Geçtiğimiz hafta bu köşede, Kişisel Verilerin Korunması Kanunu kapsamında Kişisel Verileri Koruma Kurulu tarafından verilen en güncel kararlardan bazılarını derlemiştik. Bu derlediğimiz kararlar, bir aykırılık görülen ve bu aykırılığın da ceza ile yaptırıma uğratıldığı kararlardı. Bu haftaki köşemizde, geçen haftanın aksine, ceza verilmesine gerek bulunmadığı yönündeki bazı kararları inceleyelim. Tekrar, bu kararların detaylı olduğunu, herhangi bir sonuca varmadan önce kararın tamamının, iddia-cevapların, hukuki gerekçelerin okunması gerektiğini de belirtelim.
İlk karar, borç nedeniyle borçluların aranıp mesaj atılması ile ilgili. Bir hukuk bürosu çalışanı, büronun müvekkili olan şirketin bir borçlusunu, borcu nedeniyle, telefonla arıyor. Ayrıca beş kez mesaj gönderiyor. Telefonla aramadan önce aydınlatma yükümlülüğünün yerine getirilmediği, kişiye sık mesaj gönderilmesi ve hukuka aykırı elde edilen veriler ile kişinin kimlik ve iletişim bilgilerinin edinildiği iddialarıyla şikayet ediliyor. Kurul bir hakkın yerine getirilmesi için aslında ayda yalnızca bir kez mesaj attığı ve bunun dürüstlük kuralına uygun olduğu bulgusuyla, aydınlatma yükümlülüğü konusunda ise başvurucunun veri sorumlusuna başvurularında yeterli bilgi bulunmadığı nedeniyle, ve hukuka aykırı yollarla elde edilen bilgilerin kullanıldığı iddiasında ise iddiayı tevsik edici herhangi bir bilgi bulunmadığı gerekçeleriyle, hukuk bürosuna ceza verilmemesi gerektiğine karar veriyor. Burada önemli olan fikrimce şu; kurula şikayet yapılmadan önce veri sorumlusu olan şirkete başvuru ve bu başvurunun içeriği, sonradan kurulun vereceği kararda oldukça önemli. Ayrıca soyut olup da altında tevsik edici bilgi-belge bulunmayan iddialar, sonuca pek gitmiyor.
İnceleyeceğimiz diğer karar ise oldukça uzun ve detaylı. Pazarlama bölümünde çalışan personel, iddiaya göre, şirketle ilgili gizli belgeleri şirket e-postasından şahsi e-postasına gönderiyor, buna ilave olarak bir çalışan ile olan telefon görüşmesini izinsiz kaydedip bu kaydı yine aynı şirket e-posta adresinden kendi şahsi adresine gönderiyor.
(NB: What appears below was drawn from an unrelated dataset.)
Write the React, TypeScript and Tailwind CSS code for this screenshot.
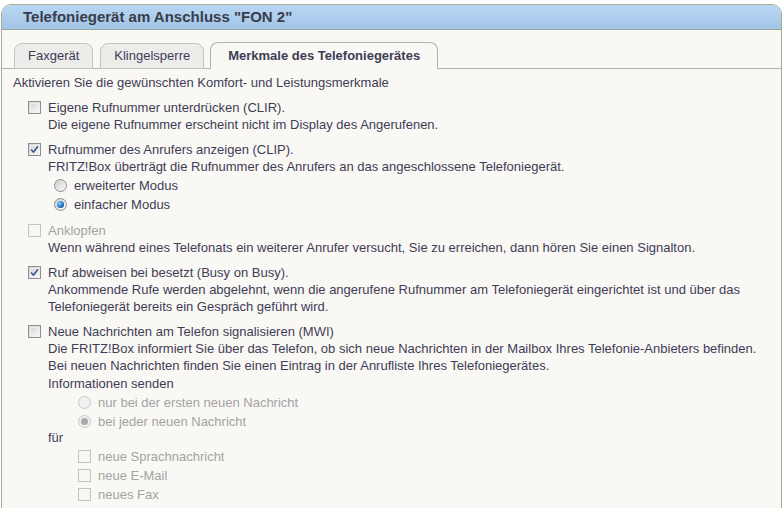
import React from 'react';

const TEXT = 'text-[#3f3d56]';
const MUTED = 'text-[#a3a3a3]';

function CheckBox({ checked = false, disabled = false }: { checked?: boolean; disabled?: boolean }) {
  return (
    <span
      className={`relative inline-block w-[13px] h-[13px] shrink-0 border ${
        disabled ? 'border-[#c4c4c4] bg-[#f6f6f4]' : 'border-[#8e8f8f] bg-gradient-to-br from-[#d2d2d2] to-[#f8f8f8]'
      }`}
    >
      {!disabled && <span className="absolute inset-[1px] border border-[#f4f4f4]/70" />}
      {checked && (
        <svg className="absolute left-[1px] top-[1px]" width="9" height="9" viewBox="0 0 9 9">
          <path d="M1 4.5 L3.5 7 L8 1.2" fill="none" stroke="#3a5590" strokeWidth="1.6" />
        </svg>
      )}
    </span>
  );
}

function Radio({ checked = false, disabled = false }: { checked?: boolean; disabled?: boolean }) {
  return (
    <span
      className={`relative inline-flex items-center justify-center w-[13px] h-[13px] shrink-0 rounded-full border ${
        disabled ? 'border-[#c8c8c8] bg-[#f0f0f0]' : 'border-[#8e8f8f] bg-gradient-to-br from-[#cfcfcf] to-[#fbfbfb]'
      }`}
    >
      {checked && (
        <span
          className={`w-[7px] h-[7px] rounded-full ${
            disabled ? 'bg-[#a8a8a8]' : 'bg-[radial-gradient(circle_at_35%_35%,#8fd0ff,#1d78c8_55%,#0b3a6e)]'
          }`}
        />
      )}
    </span>
  );
}

function Option({
  label,
  checked,
  disabled,
  children,
}: {
  label: string;
  checked?: boolean;
  disabled?: boolean;
  children?: React.ReactNode;
}) {
  return (
    <div className="flex items-start gap-[7px] mt-[8px]">
      <span className="mt-[2px]">
        <CheckBox checked={checked} disabled={disabled} />
      </span>
      <div className="leading-[17px]">
        <div className={disabled ? MUTED : ''}>{label}</div>
        {children}
      </div>
    </div>
  );
}

function RadioRow({ label, checked, disabled }: { label: string; checked?: boolean; disabled?: boolean }) {
  return (
    <div className="flex items-center gap-[7px] h-[19px]">
      <Radio checked={checked} disabled={disabled} />
      <span className={disabled ? MUTED : ''}>{label}</span>
    </div>
  );
}

function SubCheck({ label }: { label: string }) {
  return (
    <div className="flex items-center gap-[7px] h-[19px]">
      <CheckBox disabled />
      <span className={MUTED}>{label}</span>
    </div>
  );
}

export default function App() {
  const tabs = ['Faxgerät', 'Klingelsperre'];
  return (
    <div className={`w-[783px] h-[508px] overflow-hidden bg-white font-['Liberation_Sans',Arial,sans-serif] text-[13px] ${TEXT}`}>
      <div className="pt-[4px] pl-[1px]">
        <div className="w-[781px] h-[520px] rounded-t-[10px] border border-[#a4ae96] bg-[#f9f8f4] overflow-hidden">
          {/* Title bar */}
          <div className="h-[25px] flex items-center pl-[21px] bg-gradient-to-b from-[#b9d7f3] to-[#a2c4e6] border-b border-[#94a896]">
            <span className="font-bold text-[15px] text-[#3a3c4a]">Telefoniegerät am Anschluss "FON 2"</span>
          </div>

          {/* Tabs */}
          <div className="mt-[12px] flex items-end gap-[7px] pl-[12px] border-b border-[#b3b3b3] h-[27px]">
            {tabs.map(t => (
              <div
                key={t}
                className="h-[26px] -mb-px px-[13px] flex items-center rounded-t-[8px] border border-[#c4c4c4] bg-[#ececea]"
              >
                {t}
              </div>
            ))}
            <div className="h-[27px] -mb-px -ml-[1px] px-[17px] flex items-center rounded-t-[8px] border border-b-0 border-[#b3b3b3] bg-[#f9f8f4] font-bold">
              Merkmale des Telefoniegerätes
            </div>
          </div>

          {/* Content */}
          <div className="pt-[5px] pl-[11px] leading-[17px]">
            <div>Aktivieren Sie die gewünschten Komfort- und Leistungsmerkmale</div>

            <div className="pl-[15px]">
              <Option label="Eigene Rufnummer unterdrücken (CLIR).">
                <div>Die eigene Rufnummer erscheint nicht im Display des Angerufenen.</div>
              </Option>

              <Option label="Rufnummer des Anrufers anzeigen (CLIP)." checked>
                <div>FRITZ!Box überträgt die Rufnummer des Anrufers an das angeschlossene Telefoniegerät.</div>
                <div className="pl-[6px] pt-[1px]">
                  <RadioRow label="erweiterter Modus" />
                  <RadioRow label="einfacher Modus" checked />
                </div>
              </Option>

              <Option label="Anklopfen" disabled>
                <div>Wenn während eines Telefonats ein weiterer Anrufer versucht, Sie zu erreichen, dann hören Sie einen Signalton.</div>
              </Option>

              <Option label="Ruf abweisen bei besetzt (Busy on Busy)." checked>
                <div>
                  Ankommende Rufe werden abgelehnt, wenn die angerufene Rufnummer am Telefoniegerät eingerichtet ist und über das
                  <br />
                  Telefoniegerät bereits ein Gespräch geführt wird.
                </div>
              </Option>

              <Option label="Neue Nachrichten am Telefon signalisieren (MWI)">
                <div>Die FRITZ!Box informiert Sie über das Telefon, ob sich neue Nachrichten in der Mailbox Ihres Telefonie-Anbieters befinden.</div>
                <div>Bei neuen Nachrichten finden Sie einen Eintrag in der Anrufliste Ihres Telefoniegerätes.</div>
                <div className="mt-[1px]">Informationen senden</div>
                <div className="pl-[30px] pt-[1px]">
                  <RadioRow label="nur bei der ersten neuen Nachricht" disabled />
                  <RadioRow label="bei jeder neuen Nachricht" checked disabled />
                </div>
                <div className="-mt-[2px]">für</div>
                <div className="pl-[30px] pt-[1px]">
                  <SubCheck label="neue Sprachnachricht" />
                  <SubCheck label="neue E-Mail" />
                  <SubCheck label="neues Fax" />
                </div>
              </Option>
            </div>
          </div>
        </div>
      </div>
    </div>
  );
}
Denetimde bu hususlar tespit ediliyor ve çalışan ile yollar ayrılıyor. Ardından, şirketin kendisine atadığı kurumsal e-posta adresindeki içeriklerin şirket tarafından izlendiği ve buna bağlı olaylarla ilgili hukuka aykırılıklar olduğu iddialarıyla şirketi şikayet ediyor. Kurulun olayla ilgili vardığı sonuçlar arasında şunlar öne çıkıyor: Toplu bir şekilde, iş sözleşmesi ekinde imzalatılan veri koruma hukukunu ilgilendiren evrak takımının “yanıltıcı şekilde alelacele imzalatıldığı” iddiası soyut bir iddia olup, bunu destekleyici somut emareler yoksa, bu iddiayı Kurul dinlememiş. Şirket, e-postaların yalnızca iş için kullanılacağı yönünde taahhütname imzalatmış, ve bununla ilgili aydınlatma yükümlülüğünü de yerine getirmişse; o zaman Kurul, veri sorumlusu olan şirketin hem de ticari bilgilerinin transferinin izlenmesini haklı menfaat kapsamında değerlendirmiş, ve zira burada Türk Borçlar Kanunu 396 ve İş Kanunu 25. Maddelere atıf yapmış. Denetim yapılmasını da ölçülülük ilkesine uygun olarak değerlendirmiş. Sonuç olarak, bu olayda veri sorumlusu olan şirketin veri işleme hareketlerini kanuna uygun bulup, şikayetçinin tüm şikayetlerini reddetmiş.